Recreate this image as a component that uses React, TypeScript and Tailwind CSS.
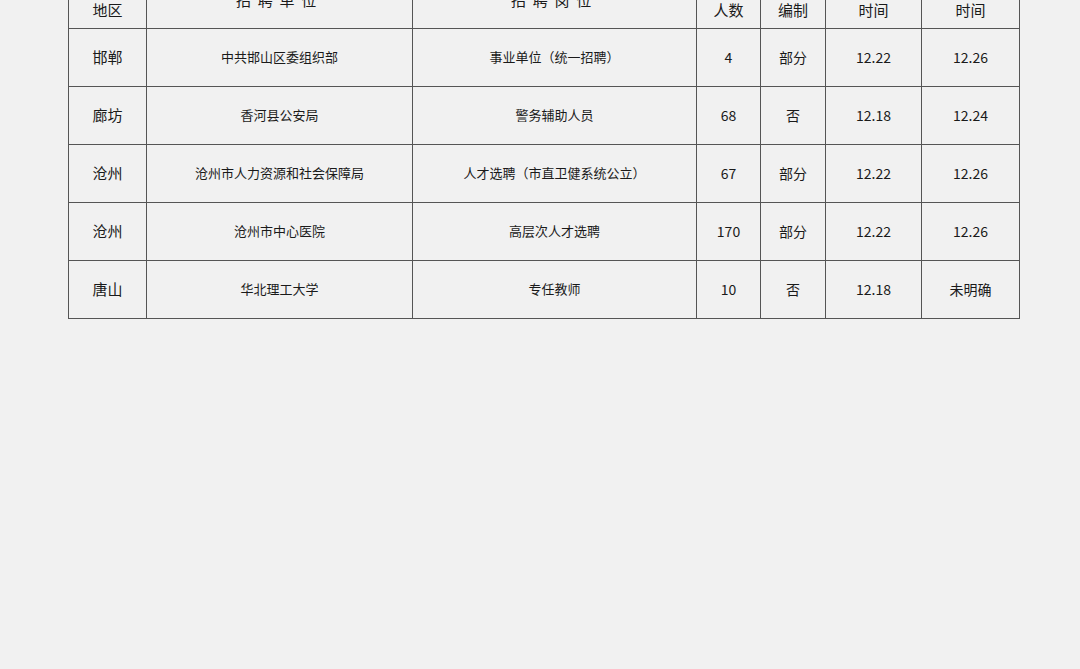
const rows = [
  ["邯郸", "中共邯山区委组织部", "事业单位（统一招聘）", "4", "部分", "12.22", "12.26"],
  ["廊坊", "香河县公安局", "警务辅助人员", "68", "否", "12.18", "12.24"],
  ["沧州", "沧州市人力资源和社会保障局", "人才选聘（市直卫健系统公立）", "67", "部分", "12.22", "12.26"],
  ["沧州", "沧州市中心医院", "高层次人才选聘", "170", "部分", "12.22", "12.26"],
  ["唐山", "华北理工大学", "专任教师", "10", "否", "12.18", "未明确"],
];

export default function App(): React.ReactElement {
  return (
    <main className="h-[669px] overflow-hidden bg-[#f1f1f1] px-[68px] text-[#1a1a1a] font-['Segoe_UI','Noto_Sans_CJK_SC',sans-serif]">
      <table className="-mt-[30px] w-[951px] table-fixed border-collapse">
        <colgroup>
          <col className="w-[78px]" />
          <col className="w-[266px]" />
          <col className="w-[284px]" />
          <col className="w-[64px]" />
          <col className="w-[65px]" />
          <col className="w-[96px]" />
          <col className="w-[98px]" />
        </colgroup>
        <thead>
          <tr className="h-[58px] text-[15px] leading-[20px]">
            <th className="border border-[#555] font-normal">所属<br />地区</th>
            <th className="border border-[#555] font-normal tracking-[0.45em]">招聘单位</th>
            <th className="border border-[#555] font-normal tracking-[0.45em]">招聘岗位</th>
            <th className="border border-[#555] font-normal">招聘<br />人数</th>
            <th className="border border-[#555] font-normal">是否<br />编制</th>
            <th className="border border-[#555] font-normal">报名开始<br />时间</th>
            <th className="border border-[#555] font-normal">报名截止<br />时间</th>
          </tr>
        </thead>
        <tbody>
          {rows.map((r, i) => (
            <tr key={i} className="h-[58px] text-[13px] leading-[16px]">
              <td className="border border-[#555] pb-[2px] text-center text-[15px]">{r[0]}</td>
              <td className="border border-[#555] pb-[2px] text-center">{r[1]}</td>
              <td className="border border-[#555] pb-[2px] text-center">{r[2]}</td>
              <td className="border border-[#555] pb-[2px] text-center text-[14px]">{r[3]}</td>
              <td className="border border-[#555] pb-[2px] text-center text-[14px]">{r[4]}</td>
              <td className="border border-[#555] pb-[2px] text-center text-[14px]">{r[5]}</td>
              <td className="border border-[#555] pb-[2px] text-center text-[14px]">{r[6]}</td>
            </tr>
          ))}
        </tbody>
      </table>
    </main>
  );
}
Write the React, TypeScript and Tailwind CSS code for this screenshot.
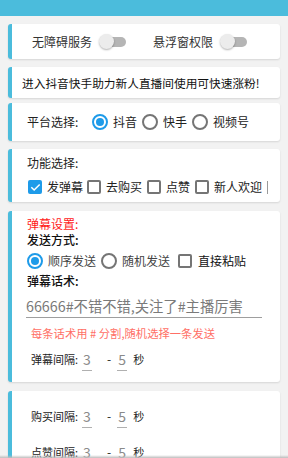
import React from 'react';

const card = 'mx-2 bg-white rounded-[3px] border-l-4 border-[#4bbcdc] shadow-[0_1px_2px_rgba(0,0,0,0.12)]';

function Toggle() {
  return (
    <div className="relative w-[27px] h-[15px] shrink-0">
      <div className="absolute left-[3px] top-[3px] w-[24px] h-[10px] rounded-full bg-[#b5b5b5]" />
      <div className="absolute left-0 top-0 w-[15px] h-[15px] rounded-full bg-[#ececec] shadow-[0_1px_2px_rgba(0,0,0,0.3)]" />
    </div>
  );
}

function Radio({ on }: { on?: boolean }) {
  return (
    <div
      className={`w-[16px] h-[16px] rounded-full border-2 flex items-center justify-center shrink-0 ${
        on ? 'border-[#1e9be9]' : 'border-[#757575]'
      }`}
    >
      {on && <div className="w-[8px] h-[8px] rounded-full bg-[#1e9be9]" />}
    </div>
  );
}

function Check({ on }: { on?: boolean }) {
  if (on) {
    return (
      <div className="w-[14px] h-[14px] rounded-[2px] bg-[#1e9be9] flex items-center justify-center shrink-0">
        <svg width="11" height="11" viewBox="0 0 24 24" fill="none" stroke="white" strokeWidth="3.2" strokeLinecap="square">
          <path d="M4 12.5l5 5L20 6.5" />
        </svg>
      </div>
    );
  }
  return <div className="w-[14px] h-[14px] rounded-[2px] border-2 border-[#757575] shrink-0" />;
}

function Interval({ label }: { label: string }) {
  return (
    <div className="flex items-start h-[20px] pl-[19px] text-[11px] leading-[16px] text-[#222] whitespace-nowrap">
      <span className="w-[51px]">{label}</span>
      <div className="flex flex-col items-center w-[10px]">
        <span className="text-[14px] leading-[16px] text-[#8a8a8a]">3</span>
        <div className="w-[10px] h-px bg-[#b0b0b0] mt-[3px]" />
      </div>
      <span className="ml-[15px] text-[12px]">-</span>
      <div className="ml-[6px] flex flex-col items-center w-[10px]">
        <span className="text-[14px] leading-[16px] text-[#8a8a8a]">5</span>
        <div className="w-[10px] h-px bg-[#b0b0b0] mt-[3px]" />
      </div>
      <span className="ml-[6px]">秒</span>
    </div>
  );
}

export default function App() {
  return (
    <div className="relative w-[288px] h-[458px] overflow-hidden bg-[#f2f2f2] font-['Noto_Sans_CJK_SC','Noto_Sans',sans-serif]">
      <div className="h-[16px] bg-[#4bbcdc]" />

      <div className={`${card} mt-[8px] h-[35px] flex items-center pl-[20px] text-[12px] text-[#333] whitespace-nowrap`}>
        <span className="w-[60px]">无障碍服务</span>
        <div className="ml-[7px]"><Toggle /></div>
        <span className="ml-[27px] w-[60px]">悬浮窗权限</span>
        <div className="ml-[7px]"><Toggle /></div>
      </div>

      <div className={`${card} mt-[8px] h-[31px] flex items-center pl-[10px] text-[11.7px] text-[#111] whitespace-nowrap`}>
        进入抖音快手助力新人直播间使用可快速涨粉!
      </div>

      <div className={`${card} mt-[5px] h-[38px] flex items-center pl-[15px] text-[12px] text-[#222] whitespace-nowrap`}>
        <span className="w-[51px]">平台选择:</span>
        <div className="ml-[14px]"><Radio on /></div>
        <span className="ml-[5px]">抖音</span>
        <div className="ml-[5px]"><Radio /></div>
        <span className="ml-[5px]">快手</span>
        <div className="ml-[5px]"><Radio /></div>
        <span className="ml-[5px]">视频号</span>
      </div>

      <div className={`${card} mt-[8px] h-[53px] pl-[15px] pt-[5px] text-[12px] text-[#222] whitespace-nowrap`}>
        <div className="h-[17px] leading-[17px]">功能选择:</div>
        <div className="mt-[5px] h-[22px] flex items-center pl-px">
          <Check on />
          <span className="ml-[5px]">发弹幕</span>
          <div className="ml-[4px]"><Check /></div>
          <span className="ml-[5px]">去购买</span>
          <div className="ml-[5px]"><Check /></div>
          <span className="ml-[5px]">点赞</span>
          <div className="ml-[5px]"><Check /></div>
          <span className="ml-[5px]">新人欢迎</span>
          <div className="ml-[5px] w-px h-[13px] bg-[#9a9a9a]" />
        </div>
      </div>

      <div className={`${card} mt-[9px] h-[171px] pl-[15px] pt-[5px] whitespace-nowrap`}>
        <div className="h-[16px] leading-[16px] text-[12px] text-[#ff1a1a]">弹幕设置:</div>
        <div className="h-[16px] leading-[16px] text-[12px] text-[#111] font-medium">发送方式:</div>
        <div className="mt-[1px] h-[24px] flex items-center text-[12px]">
          <Radio on />
          <span className="ml-[5px] text-[#444]">顺序发送</span>
          <div className="ml-[5px]"><Radio /></div>
          <span className="ml-[5px] text-[#444]">随机发送</span>
          <div className="ml-[8px]"><Check /></div>
          <span className="ml-[6px] text-[#111]">直接粘贴</span>
        </div>
        <div className="h-[16px] leading-[16px] text-[12px] text-[#111] font-medium">弹幕话术:</div>
        <div className="mt-[7px] w-[236px] -ml-px">
          <div className="h-[20px] leading-[20px] text-[14.3px] text-[#7a7a7a]">66666#不错不错,关注了#主播厉害</div>
          <div className="mt-px h-px bg-[#9e9e9e]" />
        </div>
        <div className="mt-[7px] pl-[4px] h-[16px] leading-[16px] text-[11.3px] text-[#ff6f66]">每条话术用 # 分割,随机选择一条发送</div>
        <div className="mt-[10px] -ml-[15px]">
          <Interval label="弹幕间隔:" />
        </div>
      </div>

      <div className={`${card} mt-[9px] h-[90px] pt-[17px]`}>
        <Interval label="购买间隔:" />
        <div className="mt-[16px]">
          <Interval label="点赞间隔:" />
        </div>
      </div>

      <div className="absolute left-0 right-0 bottom-0 h-[3px] bg-gradient-to-b from-transparent to-[#bdbdbd]" />
    </div>
  );
}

# # # # #

◆ **WORK TO COMPLETE**
Copy nothing but the lines above that run from the one with "Write the React, TypeScript" to the one with "const card = 'mx-2", ends included; pictures stay out.

◆ **SOLUTION TO THIS TASK**
Write the React, TypeScript and Tailwind CSS code for this screenshot.
import React from 'react';

const card = 'mx-2 bg-white rounded-[3px] border-l-4 border-[#4bbcdc] shadow-[0_1px_2px_rgba(0,0,0,0.12)]';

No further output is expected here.